When it comes to sales, these days, the relationship you have between you and your customer is everything. We are living in a world where sales success is less about what you sell and more about how you sell it.

Think about it; whether you like it or not, there is nothing you offer in the marketplace that your competitors don’t provide, couldn’t offer, or won’t deliver. It’s not your products or services that are differentiating you in the marketplace; it’s the relationships you make, the ones you build with your customers.

Why Building Relationships Is The Most Important Part of the Sales Process

Are you connecting with your customers during your sales process? Are you listening? Are you matching your body language with theirs? Are you going at their pace? Are you really engaging with them?

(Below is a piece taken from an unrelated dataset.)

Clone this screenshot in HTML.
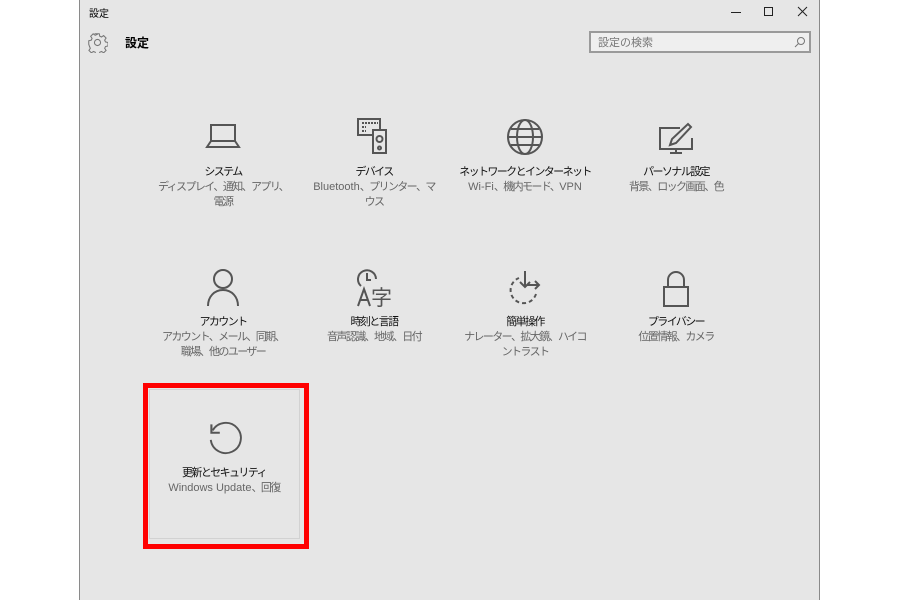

But as sales professionals, we have to understand that sales and discovery are not the same things and that you have to build the connection before you start the discovery phase. Relationships are the way we differentiate ourselves in the marketplace, and it is how they build trust with us. And trust is what our customers use to determine if this is a long-term relationship or a one-time transaction.

So how do we build better connections with our customers?

3 Strategies To Better Connect With Customers

Understand:

That you connect with so much more than the words you speak. You communicate with your body language, your tone, and the way you move. And your customers use all of those to determine if they connect with you if they trust you.

Pace:

One of the most significant ways we communicate and connect is how we move. If your customers are outgoing, upbeat, always on the go, then your customers are FAST-paced. If your customers like to think before they speak, and they like time to process, then your customers are a little SLOWER-paced. And if you want to connect with customers, you need to match your pace to their pace. Because when we move as our customers move, they feel more connected to us.

Priority:

We also connect with our customers by showing that we understand what is most important to them. Connecting with customers is not a one size fits all, and we have to make sure we are listening to how our customers want to guide the conversation, what is their priority. Do they want to spend time getting to know you, and you get to know them. Or they may be more task-focused, and they want to stay on the topic at hand. When you pay attention to your customer’s priority, then they feel heard. If they feel listened to, they feel cared about, and if they feel cared about, they trust you.

Sales success today comes down to your ability to build relationships. The better you understand what it takes to connect and communicate with your customers, the more doors you’ll open, the more sales you’ll close.